Life goal: I aim to be one of those grannies who can knit and watch the boxing on telly and cook the dinner all at the same time, who you could tell absolutely anything to, no matter how mortifying or seemingly hopeless, without her so much as raising an eyebrow. Granny discrete-and-indispensible-answer-to-everything, thats who I want to be.

Heck, beats granny 'tell-strangers-her-life-story-on-a-bus-stop', which is the viable alternative. I pray to be the sought and not the seeker.

Prudie is my favourite agony aunt at the moment. I dont read Slate at all, but have Dear Prudence delivered direct to my inbox. I love that her advice is primarily etiquette based - practical help out of practical situations, no hearts and flowers (well quite a lot of heart, but still no flowers!). This is not a column that inspires people to write in bewailing the loss of a fingernail and her slightly sarcastic twist on things is adorable, empowering even.

So heres the deal - If I surf into your blog and start telling you how to rearrange the furniture - forgive me! Its a quirk thats digging its claws into my psyche more and more as I get older. If all else fails, you could be very lovely and reciprocate by setting me a conundrum, real or imaginary, so I could fill my own blog with an answer.

Can't say it'll be the answer you want because I'm only practising - but anybody out there want to set the ball rolling, please?

1 comment:

Badaunt said...

One of my dearest friends when I was in my early 20s was like that.

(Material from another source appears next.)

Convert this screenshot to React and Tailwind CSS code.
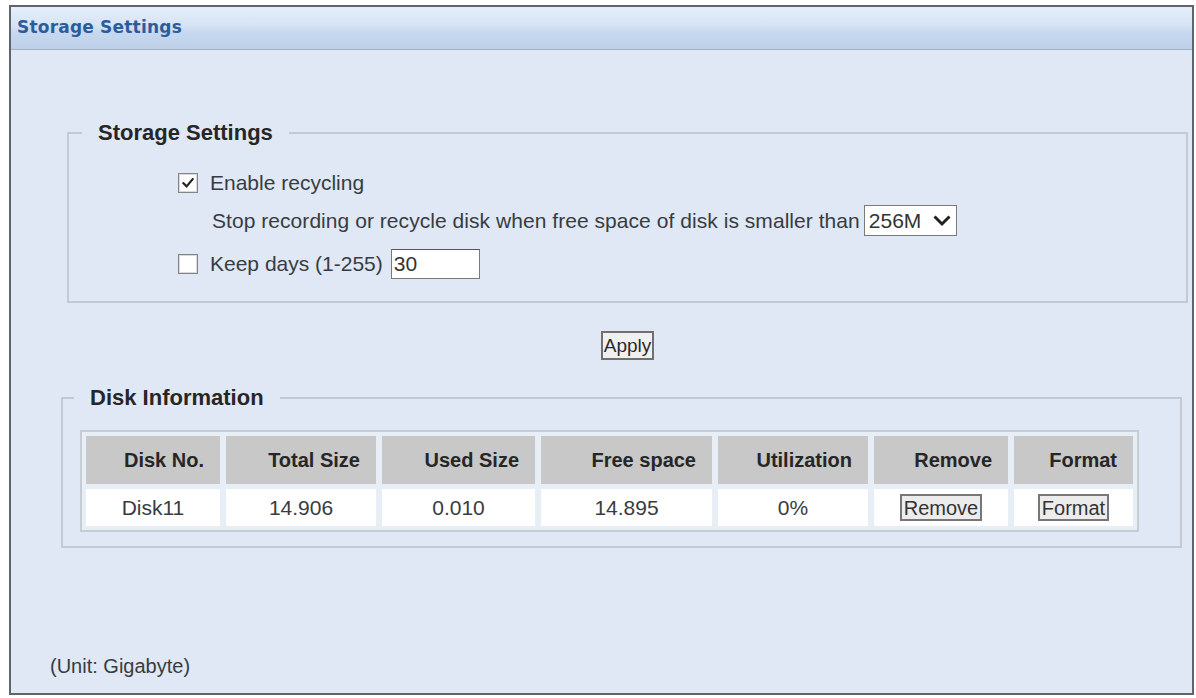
import React from "react";

function Check({ checked }) {
  return (
    <span className="w-[20px] h-[20px] shrink-0 border border-[#858585] bg-white flex items-center justify-center shadow-[inset_0_0_0_1px_#d9d9d9]">
      {checked && (
        <svg width="14" height="14" viewBox="0 0 14 14">
          <path d="M2.5 7.2 L5.6 10.4 L11.6 3.2" fill="none" stroke="#222" strokeWidth="2.2" strokeLinecap="square" />
        </svg>
      )}
    </span>
  );
}

const headers = ["Disk No.", "Total Size", "Used Size", "Free space", "Utilization", "Remove", "Format"];
const values = ["Disk11", "14.906", "0.010", "14.895", "0%"];

export default function App() {
  return (
    <div className="w-[1196px] h-[698px] bg-white pt-[5px] pl-[9px] font-['Liberation_Sans',Arial,sans-serif] text-[#383c42]">
      <div className="w-[1185px] h-[690px] border-2 border-[#5f656d] bg-[#dfe8f4] flex flex-col">
        <div className="h-[43px] shrink-0 bg-[linear-gradient(to_bottom,#e6eef9_0%,#d8e5f5_40%,#c6d8ef_62%,#bdd0e9_100%)] border-b border-[#a3b4c9] flex items-center pl-[6px]">
          <span className="font-['DejaVu_Sans',sans-serif] font-bold text-[17px] text-[#2d5c9c] tracking-[0.2px]">
            Storage Settings
          </span>
        </div>

        <fieldset className="mt-[70px] ml-[56px] mr-[4px] border-2 border-[#c5cad2] pt-[22px] pb-[22px]">
          <legend className="ml-[13px] px-[16px] text-[22px] leading-[26px] font-bold text-[#262626]">
            Storage Settings
          </legend>
          <div className="flex flex-col pl-[109px]">
            <div className="h-[30px] flex items-center gap-[12px]">
              <Check checked />
              <span className="text-[21px]">Enable recycling</span>
            </div>
            <div className="h-[31px] mt-[7px] flex items-center pl-[34px]">
              <span className="text-[21px] tracking-[0.05px]">
                Stop recording or recycle disk when free space of disk is smaller than
              </span>
              <div className="ml-[4px] w-[93px] h-[31px] bg-white border border-[#7a7a7a] flex items-center pl-[4px] pr-[4px] justify-between">
                <span className="text-[21px] text-[#333]">256M</span>
                <svg width="20" height="13" viewBox="0 0 20 13">
                  <path d="M2.5 2.5 L10 10 L17.5 2.5" fill="none" stroke="#222" strokeWidth="3" />
                </svg>
              </div>
            </div>
            <div className="h-[30px] mt-[13px] flex items-center gap-[12px]">
              <Check />
              <span className="text-[21px]">Keep days (1-255)</span>
              <div className="-ml-[4px] w-[89px] h-[30px] bg-white border border-[#7a7a7a] border-t-[#555] flex items-center pl-[2px]">
                <span className="text-[21px] text-[#333]">30</span>
              </div>
            </div>
          </div>
        </fieldset>

        <div className="ml-[56px] mr-[4px] mt-[28px] flex justify-center">
          <button className="h-[29px] px-[1px] border-2 border-[#707070] bg-[#f0f0f0] text-[19px] leading-none text-[#2a2a2a]">
            Apply
          </button>
        </div>

        <fieldset className="mt-[25px] ml-[50px] mr-[10px] border-2 border-[#c5cad2] pt-[19px] pb-[14px]">
          <legend className="ml-[11px] px-[16px] text-[22px] leading-[26px] font-bold text-[#262626]">
            Disk Information
          </legend>
          <div className="ml-[17px] w-fit border-2 border-[#c6ccd4] bg-[#e8eef6] p-[4px] grid grid-cols-[134px_150px_153px_171px_150px_134px_119px] gap-x-[6px] gap-y-[5px]">
            {headers.map((h) => (
              <div key={h} className="h-[48px] bg-[#c8c8c8] flex items-center justify-end pr-[16px] font-bold text-[20px] text-[#262626]">
                {h}
              </div>
            ))}
            {values.map((v, i) => (
              <div key={i} className="h-[37px] bg-white flex items-center justify-center text-[21px] text-[#383c42]">
                {v}
              </div>
            ))}
            <div className="h-[37px] bg-white flex items-center justify-center">
              <button className="h-[27px] px-[2px] border-2 border-[#777] bg-[#ececec] text-[20px] leading-none text-[#333]">
                Remove
              </button>
            </div>
            <div className="h-[37px] bg-white flex items-center justify-center">
              <button className="h-[27px] px-[2px] border-2 border-[#777] bg-[#ececec] text-[20px] leading-none text-[#333]">
                Format
              </button>
            </div>
          </div>
        </fieldset>

        <div className="mt-auto pb-[15px] pl-[39px] text-[20px] leading-[24px]">(Unit: Gigabyte)</div>
      </div>
    </div>
  );
}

She was about 70, and had the best parties I've ever been to. She knew EVERYBODY, and people told her everything because she listened, and wasn't sentimental, just sensible and sympathetic and frequently funny. She sometimes fell asleep while you were doing your gin-soaked rant if she'd also had too much gin, but that was OK because she'd wake up again and get you to start where she'd lost track. It was all important to her, and somehow it didn't matter that she'd dropped off somewhere between "my mother is an alcoholic" and "my father sexually abused me."

I want to be like her one day. How to do it seems go like this:

1. Keep an enormous quantity of gin in the house.

2. Offer visitors a drink the moment they come in. No matter what they say, give them a gin. Go easy on the tonic.

3. Let nature take its course.

(I'll try to dream up a problem for you to advise me on soon. Right now I'm pretty sure I know exactly where I'm going wrong, and don't really need advice. I just need to get off my arse.)